Instructions for the task: Every line below is to be copied exactly, with the pictures left out.

Source material:
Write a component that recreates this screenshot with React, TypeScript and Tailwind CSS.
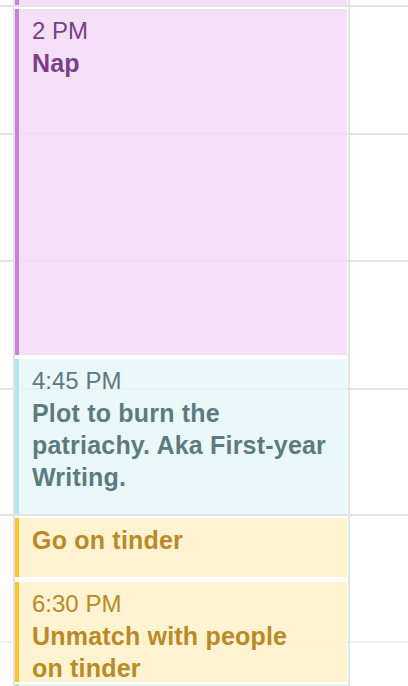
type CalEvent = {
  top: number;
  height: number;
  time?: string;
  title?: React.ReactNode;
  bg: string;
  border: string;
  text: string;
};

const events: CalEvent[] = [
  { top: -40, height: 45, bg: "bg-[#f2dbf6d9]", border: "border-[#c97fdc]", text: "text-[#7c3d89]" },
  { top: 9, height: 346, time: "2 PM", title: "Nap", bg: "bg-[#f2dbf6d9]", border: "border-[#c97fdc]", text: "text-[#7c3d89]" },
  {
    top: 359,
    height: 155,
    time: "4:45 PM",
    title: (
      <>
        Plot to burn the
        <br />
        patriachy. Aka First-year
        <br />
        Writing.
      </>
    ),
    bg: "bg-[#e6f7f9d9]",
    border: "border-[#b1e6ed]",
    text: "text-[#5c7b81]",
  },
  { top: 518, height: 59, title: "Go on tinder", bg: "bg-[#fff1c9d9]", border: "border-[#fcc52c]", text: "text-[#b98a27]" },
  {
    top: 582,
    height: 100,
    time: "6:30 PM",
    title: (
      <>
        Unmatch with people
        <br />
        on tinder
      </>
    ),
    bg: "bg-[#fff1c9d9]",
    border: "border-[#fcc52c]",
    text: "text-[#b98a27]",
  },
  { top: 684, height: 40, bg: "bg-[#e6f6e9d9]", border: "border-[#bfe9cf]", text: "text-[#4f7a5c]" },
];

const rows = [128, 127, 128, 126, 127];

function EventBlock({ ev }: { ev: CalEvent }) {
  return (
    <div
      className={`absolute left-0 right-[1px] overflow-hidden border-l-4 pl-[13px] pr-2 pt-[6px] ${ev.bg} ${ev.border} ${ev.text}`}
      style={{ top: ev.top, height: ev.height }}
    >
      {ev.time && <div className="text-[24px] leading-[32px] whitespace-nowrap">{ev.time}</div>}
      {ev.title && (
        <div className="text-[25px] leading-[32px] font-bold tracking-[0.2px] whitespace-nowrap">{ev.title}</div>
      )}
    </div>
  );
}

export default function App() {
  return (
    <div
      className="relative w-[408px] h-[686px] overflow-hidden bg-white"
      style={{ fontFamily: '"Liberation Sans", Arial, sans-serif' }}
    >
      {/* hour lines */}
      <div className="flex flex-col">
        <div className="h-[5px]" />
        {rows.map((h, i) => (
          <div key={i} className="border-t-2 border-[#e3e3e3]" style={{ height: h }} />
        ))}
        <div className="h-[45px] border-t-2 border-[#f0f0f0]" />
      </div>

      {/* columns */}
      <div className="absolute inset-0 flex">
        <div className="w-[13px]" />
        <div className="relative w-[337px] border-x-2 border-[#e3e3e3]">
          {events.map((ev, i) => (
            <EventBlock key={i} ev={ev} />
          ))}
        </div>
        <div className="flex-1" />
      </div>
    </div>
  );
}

Result of the task:
Write a component that recreates this screenshot with React, TypeScript and Tailwind CSS.
type CalEvent = {
  top: number;
  height: number;
  time?: string;
  title?: React.ReactNode;
  bg: string;
  border: string;
  text: string;
};

const events: CalEvent[] = [
  { top: -40, height: 45, bg: "bg-[#f2dbf6d9]", border: "border-[#c97fdc]", text: "text-[#7c3d89]" },
  { top: 9, height: 346, time: "2 PM", title: "Nap", bg: "bg-[#f2dbf6d9]", border: "border-[#c97fdc]", text: "text-[#7c3d89]" },
  {
    top: 359,
    height: 155,
    time: "4:45 PM",
    title: (
      <>
        Plot to burn the
        <br />
        patriachy. Aka First-year
        <br />
        Writing.
      </>
    ),
    bg: "bg-[#e6f7f9d9]",
    border: "border-[#b1e6ed]",
    text: "text-[#5c7b81]",
  },
  { top: 518, height: 59, title: "Go on tinder", bg: "bg-[#fff1c9d9]", border: "border-[#fcc52c]", text: "text-[#b98a27]" },
  {
    top: 582,
    height: 100,
    time: "6:30 PM",
    title: (
      <>
        Unmatch with people
        <br />
        on tinder
      </>
    ),
    bg: "bg-[#fff1c9d9]",
    border: "border-[#fcc52c]",
    text: "text-[#b98a27]",
  },
  { top: 684, height: 40, bg: "bg-[#e6f6e9d9]", border: "border-[#bfe9cf]", text: "text-[#4f7a5c]" },
];

const rows = [128, 127, 128, 126, 127];

function EventBlock({ ev }: { ev: CalEvent }) {
  return (
    <div
      className={`absolute left-0 right-[1px] overflow-hidden border-l-4 pl-[13px] pr-2 pt-[6px] ${ev.bg} ${ev.border} ${ev.text}`}
      style={{ top: ev.top, height: ev.height }}
    >
      {ev.time && <div className="text-[24px] leading-[32px] whitespace-nowrap">{ev.time}</div>}
      {ev.title && (
        <div className="text-[25px] leading-[32px] font-bold tracking-[0.2px] whitespace-nowrap">{ev.title}</div>
      )}
    </div>
  );
}

export default function App() {
  return (
    <div
      className="relative w-[408px] h-[686px] overflow-hidden bg-white"
      style={{ fontFamily: '"Liberation Sans", Arial, sans-serif' }}
    >
      {/* hour lines */}
      <div className="flex flex-col">
        <div className="h-[5px]" />
        {rows.map((h, i) => (
          <div key={i} className="border-t-2 border-[#e3e3e3]" style={{ height: h }} />
        ))}
        <div className="h-[45px] border-t-2 border-[#f0f0f0]" />
      </div>

      {/* columns */}
      <div className="absolute inset-0 flex">
        <div className="w-[13px]" />
        <div className="relative w-[337px] border-x-2 border-[#e3e3e3]">
          {events.map((ev, i) => (
            <EventBlock key={i} ev={ev} />
          ))}
        </div>
        <div className="flex-1" />
      </div>
    </div>
  );
}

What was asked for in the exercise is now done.